-- AIM OF THE TASK --
Using the records provided below, locate and copy each line that contains the word "this".

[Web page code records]
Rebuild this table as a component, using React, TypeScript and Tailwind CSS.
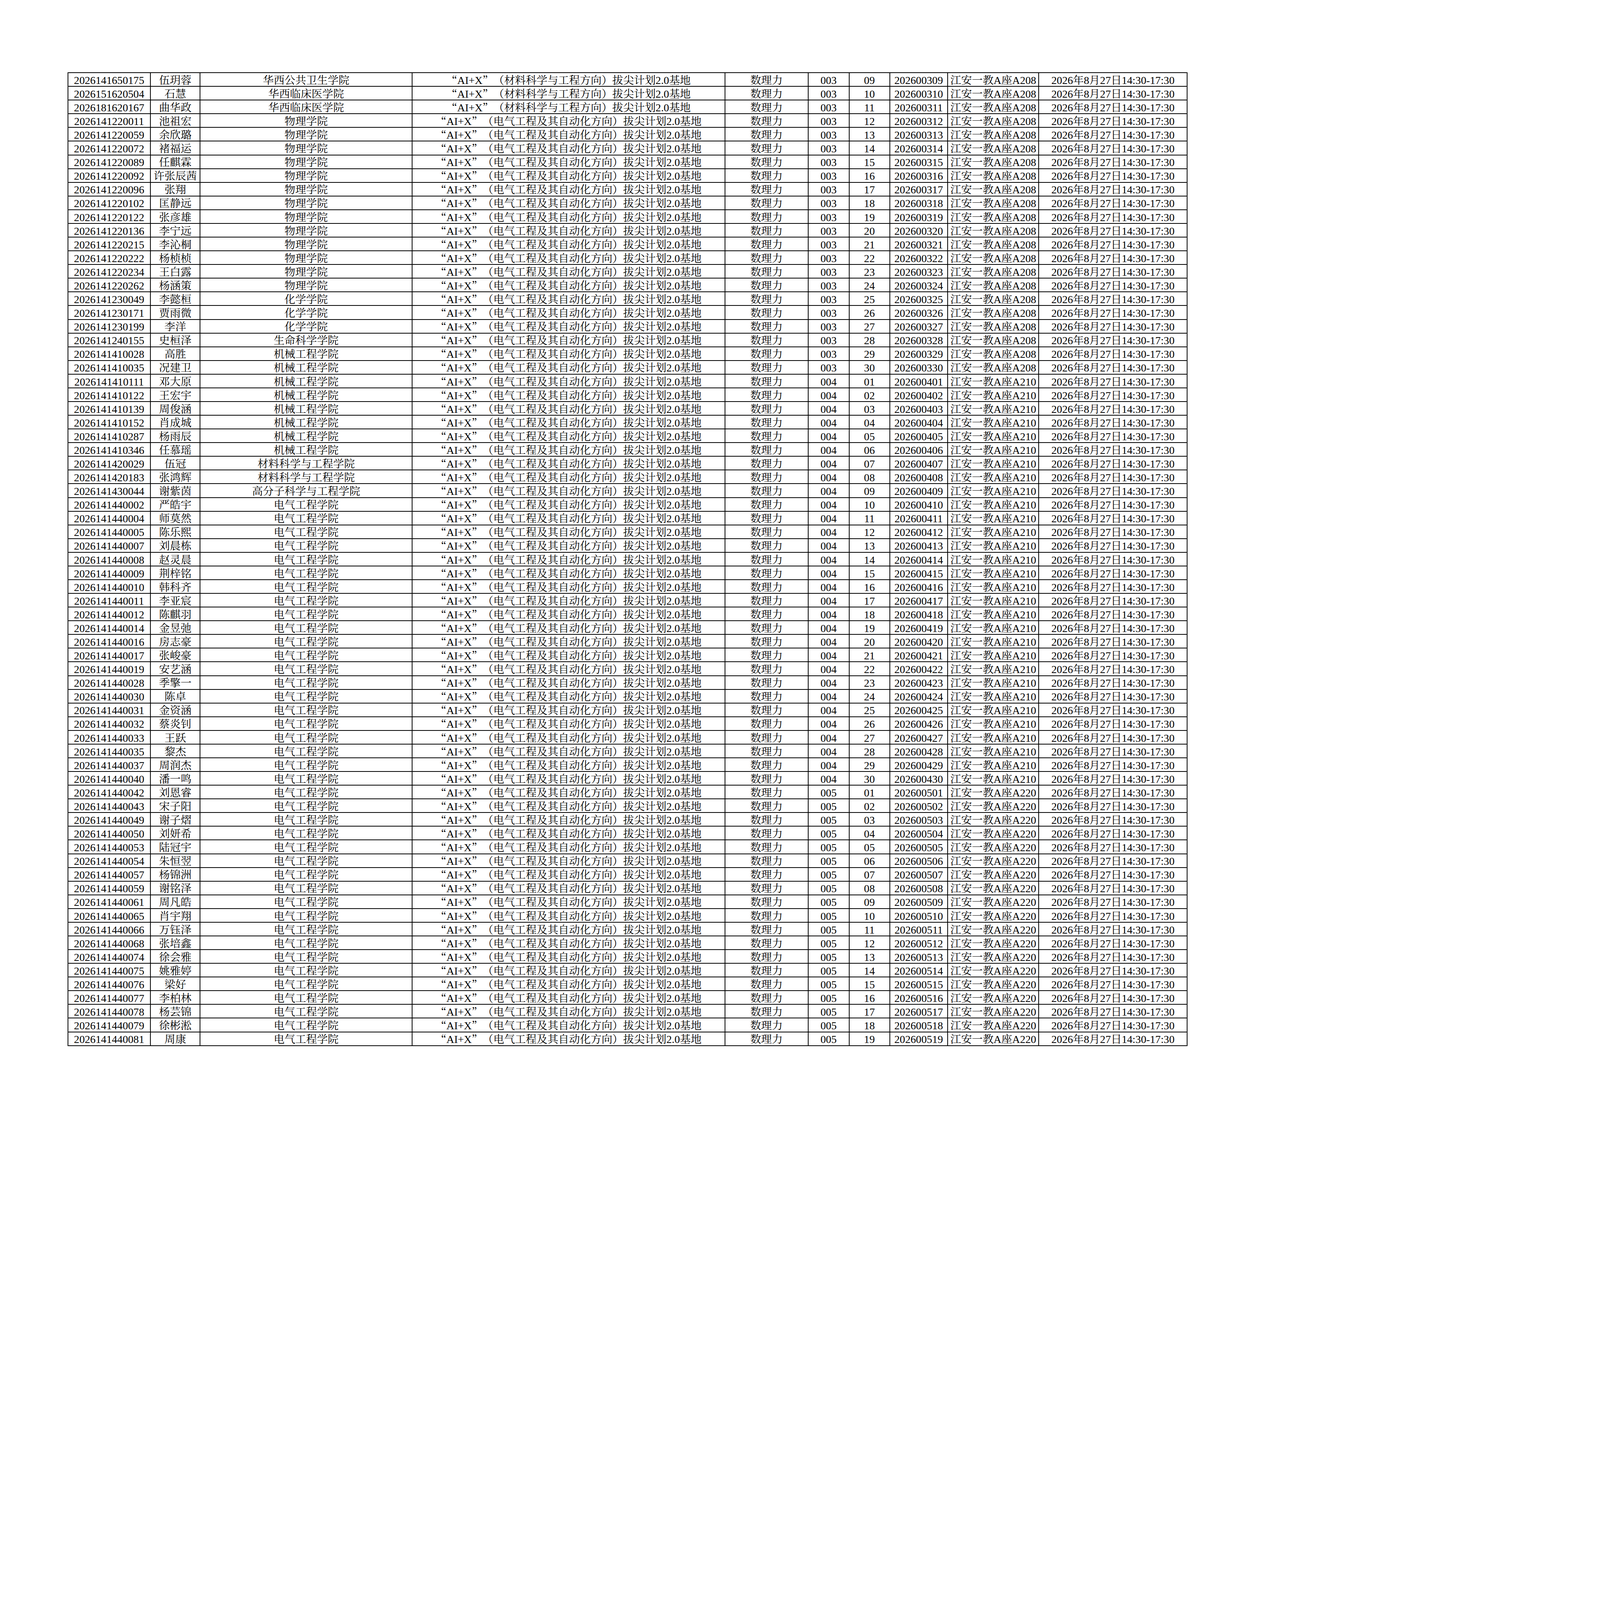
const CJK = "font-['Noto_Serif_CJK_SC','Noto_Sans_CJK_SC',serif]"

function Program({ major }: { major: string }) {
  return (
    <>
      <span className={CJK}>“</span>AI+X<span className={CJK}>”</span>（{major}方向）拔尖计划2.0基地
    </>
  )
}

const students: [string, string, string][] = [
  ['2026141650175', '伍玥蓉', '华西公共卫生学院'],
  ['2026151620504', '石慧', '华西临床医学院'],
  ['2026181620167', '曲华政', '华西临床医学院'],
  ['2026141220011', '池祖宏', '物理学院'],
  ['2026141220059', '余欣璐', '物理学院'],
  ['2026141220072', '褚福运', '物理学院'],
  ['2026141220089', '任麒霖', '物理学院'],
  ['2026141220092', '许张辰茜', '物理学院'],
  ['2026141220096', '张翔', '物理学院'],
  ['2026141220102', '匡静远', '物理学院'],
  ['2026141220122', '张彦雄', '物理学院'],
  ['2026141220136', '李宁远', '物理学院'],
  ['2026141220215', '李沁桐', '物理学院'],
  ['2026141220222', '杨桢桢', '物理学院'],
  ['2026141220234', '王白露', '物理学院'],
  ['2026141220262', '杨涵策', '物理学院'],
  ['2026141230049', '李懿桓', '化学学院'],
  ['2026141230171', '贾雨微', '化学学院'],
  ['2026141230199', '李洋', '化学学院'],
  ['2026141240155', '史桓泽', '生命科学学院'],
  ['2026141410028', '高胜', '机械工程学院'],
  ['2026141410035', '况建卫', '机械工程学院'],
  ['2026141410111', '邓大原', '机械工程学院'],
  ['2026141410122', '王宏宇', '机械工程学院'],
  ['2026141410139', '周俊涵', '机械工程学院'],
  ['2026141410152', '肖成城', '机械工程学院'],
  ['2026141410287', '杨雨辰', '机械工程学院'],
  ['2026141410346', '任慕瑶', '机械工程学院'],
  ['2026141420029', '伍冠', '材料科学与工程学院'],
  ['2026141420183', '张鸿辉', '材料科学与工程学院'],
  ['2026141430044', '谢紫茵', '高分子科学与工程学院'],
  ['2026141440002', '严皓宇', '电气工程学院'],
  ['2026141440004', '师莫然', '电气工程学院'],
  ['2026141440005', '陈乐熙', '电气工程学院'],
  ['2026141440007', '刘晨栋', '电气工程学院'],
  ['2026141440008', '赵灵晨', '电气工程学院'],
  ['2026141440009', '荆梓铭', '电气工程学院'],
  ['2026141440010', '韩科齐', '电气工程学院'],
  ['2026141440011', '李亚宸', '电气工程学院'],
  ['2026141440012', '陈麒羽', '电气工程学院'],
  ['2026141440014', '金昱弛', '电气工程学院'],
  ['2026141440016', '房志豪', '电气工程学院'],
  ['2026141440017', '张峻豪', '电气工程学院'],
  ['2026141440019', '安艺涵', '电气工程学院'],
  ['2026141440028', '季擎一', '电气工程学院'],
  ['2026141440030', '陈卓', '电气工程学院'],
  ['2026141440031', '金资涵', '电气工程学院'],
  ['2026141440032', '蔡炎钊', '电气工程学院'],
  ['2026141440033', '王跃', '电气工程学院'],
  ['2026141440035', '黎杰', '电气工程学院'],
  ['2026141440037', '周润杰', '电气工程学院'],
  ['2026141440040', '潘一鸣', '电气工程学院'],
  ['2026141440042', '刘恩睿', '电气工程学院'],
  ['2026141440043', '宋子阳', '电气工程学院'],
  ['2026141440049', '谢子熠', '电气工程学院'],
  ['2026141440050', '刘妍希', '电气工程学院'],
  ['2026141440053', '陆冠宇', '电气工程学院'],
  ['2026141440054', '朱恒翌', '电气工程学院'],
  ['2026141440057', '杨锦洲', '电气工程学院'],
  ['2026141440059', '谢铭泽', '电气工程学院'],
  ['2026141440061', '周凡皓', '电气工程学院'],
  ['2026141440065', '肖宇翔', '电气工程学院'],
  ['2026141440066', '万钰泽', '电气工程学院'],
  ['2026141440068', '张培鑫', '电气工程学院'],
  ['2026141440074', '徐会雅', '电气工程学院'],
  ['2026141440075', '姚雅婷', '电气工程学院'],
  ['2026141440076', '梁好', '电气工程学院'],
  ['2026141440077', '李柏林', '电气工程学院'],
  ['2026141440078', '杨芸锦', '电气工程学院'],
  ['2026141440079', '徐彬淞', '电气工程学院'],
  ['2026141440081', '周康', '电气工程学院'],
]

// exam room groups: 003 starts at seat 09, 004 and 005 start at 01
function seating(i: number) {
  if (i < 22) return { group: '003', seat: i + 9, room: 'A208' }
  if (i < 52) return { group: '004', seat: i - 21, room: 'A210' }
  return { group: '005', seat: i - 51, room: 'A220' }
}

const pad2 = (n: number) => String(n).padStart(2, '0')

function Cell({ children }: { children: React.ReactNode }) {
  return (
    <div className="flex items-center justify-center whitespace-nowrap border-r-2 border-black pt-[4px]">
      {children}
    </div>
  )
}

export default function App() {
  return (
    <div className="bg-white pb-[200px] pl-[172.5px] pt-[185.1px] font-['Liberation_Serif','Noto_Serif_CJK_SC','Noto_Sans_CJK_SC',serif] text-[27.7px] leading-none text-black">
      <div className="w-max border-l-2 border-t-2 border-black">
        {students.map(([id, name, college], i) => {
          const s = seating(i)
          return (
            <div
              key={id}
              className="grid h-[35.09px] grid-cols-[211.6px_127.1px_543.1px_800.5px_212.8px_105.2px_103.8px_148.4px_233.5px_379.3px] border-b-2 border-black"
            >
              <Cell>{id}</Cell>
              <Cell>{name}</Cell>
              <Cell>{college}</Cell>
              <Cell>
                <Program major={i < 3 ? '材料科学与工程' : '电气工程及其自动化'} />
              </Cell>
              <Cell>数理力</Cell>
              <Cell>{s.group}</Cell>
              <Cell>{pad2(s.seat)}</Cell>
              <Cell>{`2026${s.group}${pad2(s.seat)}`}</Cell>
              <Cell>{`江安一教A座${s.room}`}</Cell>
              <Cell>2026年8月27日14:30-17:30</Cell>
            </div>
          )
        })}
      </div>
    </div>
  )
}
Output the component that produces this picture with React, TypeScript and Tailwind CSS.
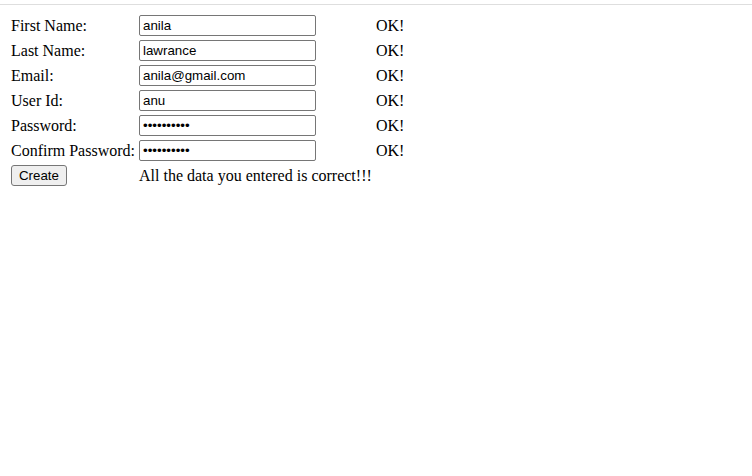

-- SOLUTION --
Rebuild this table as a component, using React, TypeScript and Tailwind CSS.
Output the component that produces this picture with React, TypeScript and Tailwind CSS.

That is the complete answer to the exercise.